▶ Problem to solve: Give back exactly the lines from the beginning of the listing below to the line holding "string; disabled?: boolean;", both ends included; the pictures stay out.

— Start of Dataset content —

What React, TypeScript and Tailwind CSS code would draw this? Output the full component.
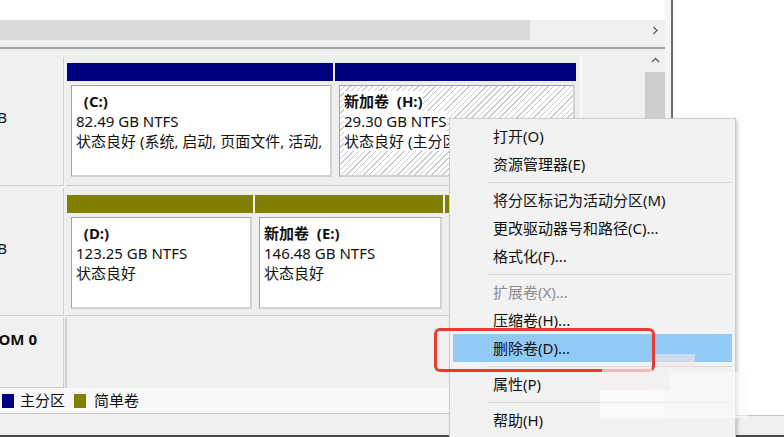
import React from 'react';

type MenuEntry = { label: string; disabled?: boolean; active?: boolean } | 'sep';

const menuItems: MenuEntry[] = [
  { label: '打开(O)' },
  { label: '资源管理器(E)' },
  'sep',
  { label: '将分区标记为活动分区(M)' },
  { label: '更改驱动器号和路径(C)...' },
  { label: '格式化(F)...' },
  'sep',
  { label: '扩展卷(X)...', disabled: true },
  { label: '压缩卷(H)...' },
  { label: '删除卷(D)...', active: true },
  'sep',
  { label: '属性(P)' },
  'sep',
  { label: '帮助(H)' },
];

function Chevron({ dir }: { dir: 'right' | 'up' }) {
  const d = dir === 'right' ? 'M2.5 1 L6 4.5 L2.5 8' : 'M1 6 L4.5 2.5 L8 6';
  return (
    <svg width="9" height="9" viewBox="0 0 9 9">
      <path d={d} fill="none" stroke="#606060" strokeWidth="1.4" />
    </svg>
  );
}

interface PartitionProps {
  width: string;
  bar: string;
  name: string;
  size: string;
  status: string;
  selected?: boolean;
}

function Partition({ width, bar, name, size, status, selected }: PartitionProps) {
  return (
    <div className={`flex shrink-0 flex-col ${width}`}>
      <div className={`h-[18px] ${bar}`} />
      <div
        className={`mt-[4px] ml-[4px] mr-[1px] h-[92px] overflow-hidden border-t border-l border-t-[#a3a3a3] border-l-[#a3a3a3] border-r-2 border-b-2 border-r-[#d2d2d2] border-b-[#d2d2d2] px-[4px] pt-[5px] text-[15px] leading-[20px] ${
          selected
            ? 'bg-[repeating-linear-gradient(135deg,#ffffff_0px,#ffffff_3px,#c9c9c9_3px,#c9c9c9_4px)]'
            : 'bg-white'
        }`}
      >
        <div className="flex">
          <span className="whitespace-pre bg-white font-bold">{name}</span>
        </div>
        <div className="flex">
          <span className="whitespace-nowrap bg-white">{size}</span>
        </div>
        <div className="flex">
          <span className="whitespace-nowrap bg-white">{status}</span>
        </div>
      </div>
    </div>
  );
}

function DiskLabel({ text, bold, top }: { text: string; bold?: boolean; top: string }) {
  return (
    <div className={`w-[64px] shrink-0 overflow-hidden border-r border-b border-[#cfcfcf] bg-[#f0f0f0] text-[15px] leading-[20px] ${top}`}>
      <div className={`w-[100px] whitespace-nowrap text-right ${bold ? '-ml-[63px] font-bold' : '-ml-[93px]'}`}>{text}</div>
    </div>
  );
}

function ContextMenu() {
  return (
    <div className="absolute left-[449px] top-[118px] h-[321px] w-[287px] border border-[#cccccc] bg-[#f2f2f2] pt-[3px] shadow-[2px_2px_3px_rgba(0,0,0,0.18)]">
      {menuItems.map((item, i) =>
        item === 'sep' ? (
          <div key={i} className="ml-[37px] mr-[3px] flex h-[8px] items-center">
            <div className="h-px w-full bg-[#d9d9d9]" />
          </div>
        ) : (
          <div
            key={i}
            className={`mx-[3px] flex h-[28px] items-center pl-[40px] text-[15px] ${
              item.active ? 'bg-[#91c9f7]' : ''
            } ${item.disabled ? 'text-[#8d8d8d]' : 'text-[#111]'}`}
          >
            {item.label}
          </div>
        ),
      )}
    </div>
  );
}

export default function App() {
  return (
    <div className="relative flex h-[437px] w-[784px] flex-col overflow-hidden bg-white font-['Noto_Sans','Noto_Sans_CJK_SC',sans-serif] text-[#111]">
      <div className="flex h-[435px]">
        {/* disk management window */}
        <div className="flex w-[665px] flex-col bg-[#f0f0f0]">
          <div className="h-[20px] bg-white" />

          {/* horizontal scrollbar of the volume list */}
          <div className="flex h-[27px] items-start bg-[#f0f0f0]">
            <div className="h-[20px] w-[530px] bg-[#dadada]" />
            <div className="flex-1" />
            <div className="flex h-[20px] w-[20px] items-center justify-center">
              <Chevron dir="right" />
            </div>
          </div>
          <div className="h-[2px] bg-[#a5a5a5]" />

          {/* graphical disk view */}
          <div className="flex h-[339px]">
            <div className="flex flex-1 flex-col gap-[2px] pt-[8px]">
              <div className="flex h-[129px]">
                <DiskLabel text="238.47 GB" top="pt-[50px]" />
                <div className="ml-[2px] flex w-[516px] gap-[2px] border-b border-r-2 border-b-[#c9c9c9] border-r-[#fbfbfb] bg-[#eeeeee] pl-[1px] pt-[6px]">
                  <Partition
                    width="w-[266px]"
                    bar="bg-[#000080]"
                    name="  (C:)"
                    size="82.49 GB NTFS"
                    status="状态良好 (系统, 启动, 页面文件, 活动,"
                  />
                  <Partition
                    width="w-[241px]"
                    bar="bg-[#000080]"
                    name="新加卷  (H:)"
                    size="29.30 GB NTFS"
                    status="状态良好 (主分区)"
                    selected
                  />
                </div>
              </div>

              <div className="flex h-[128px]">
                <DiskLabel text="931.51 GB" top="pt-[50px]" />
                <div className="ml-[2px] flex w-[516px] gap-[2px] overflow-hidden border-b border-r-2 border-b-[#c9c9c9] border-r-[#fbfbfb] bg-[#eeeeee] pl-[1px] pt-[7px]">
                  <Partition width="w-[186px]" bar="bg-[#808000]" name="  (D:)" size="123.25 GB NTFS" status="状态良好" />
                  <Partition width="w-[188px]" bar="bg-[#808000]" name="新加卷  (E:)" size="146.48 GB NTFS" status="状态良好" />
                  <Partition width="w-[135px]" bar="bg-[#808000]" name="新加卷  (G:)" size="166.01 GB NTFS" status="状态良好" />
                </div>
              </div>

              <div className="flex h-[70px]">
                <DiskLabel text="CD-ROM 0" bold top="pt-[11px]" />
                <div className="ml-[1px] flex-1 border-l-2 border-[#d0d0d0] bg-[#f0f0f0]" />
              </div>
            </div>

            {/* vertical scrollbar */}
            <div className="flex w-[20px] flex-col bg-[#f0f0f0]">
              <div className="flex h-[23px] items-center justify-center">
                <Chevron dir="up" />
              </div>
              <div className="flex-1 bg-[#cdcdcd]" />
            </div>
          </div>

          {/* legend */}
          <div className="flex h-[25px] items-center bg-[#f7f7f7] pl-[2px] text-[15px]">
            <div className="h-[14px] w-[12px] bg-[#000080]" />
            <span className="ml-[6px]">主分区</span>
            <div className="ml-[9px] h-[14px] w-[12px] bg-[#808000]" />
            <span className="ml-[8px]">简单卷</span>
          </div>
          <div className="flex-1 border-t border-[#c6c6c6] bg-[#f0f0f0]" />
        </div>

        <div className="w-[6px] bg-[#f5f5f5]" />
        <div className="w-[2px] bg-[#6b6b6b]" />

        <div className="flex flex-1 flex-col">
          <div className="flex-1 bg-white" />
          <div className="h-[20px] border-t border-[#c6c6c6] bg-[#f0f0f0]" />
        </div>
      </div>
      <div className="h-[2px] bg-[#4a4a4a]" />

      <ContextMenu />

      {/* highlight frame around the delete item */}
      <div className="absolute left-[434px] top-[328px] h-[44px] w-[221px] rounded-[6px] border-[3px] border-[#ea3a30]" />

      {/* faint mosaic patch */}
      <div className="absolute left-[655px] top-[354px] h-[14px] w-[40px] bg-[#f3e6e6]/60" />
      <div className="absolute left-[602px] top-[368px] h-[22px] w-[50px] bg-[#f8eeee]/70" />
      <div className="absolute left-[600px] top-[390px] h-[28px] w-[70px] bg-white/50" />
      <div className="absolute left-[670px] top-[372px] h-[46px] w-[78px] bg-[#fafafa]/60" />
    </div>
  );
}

— End of Dataset content —

▶ Correct answer:
What React, TypeScript and Tailwind CSS code would draw this? Output the full component.
import React from 'react';

type MenuEntry = { label: string; disabled?: boolean; active?: boolean } | 'sep';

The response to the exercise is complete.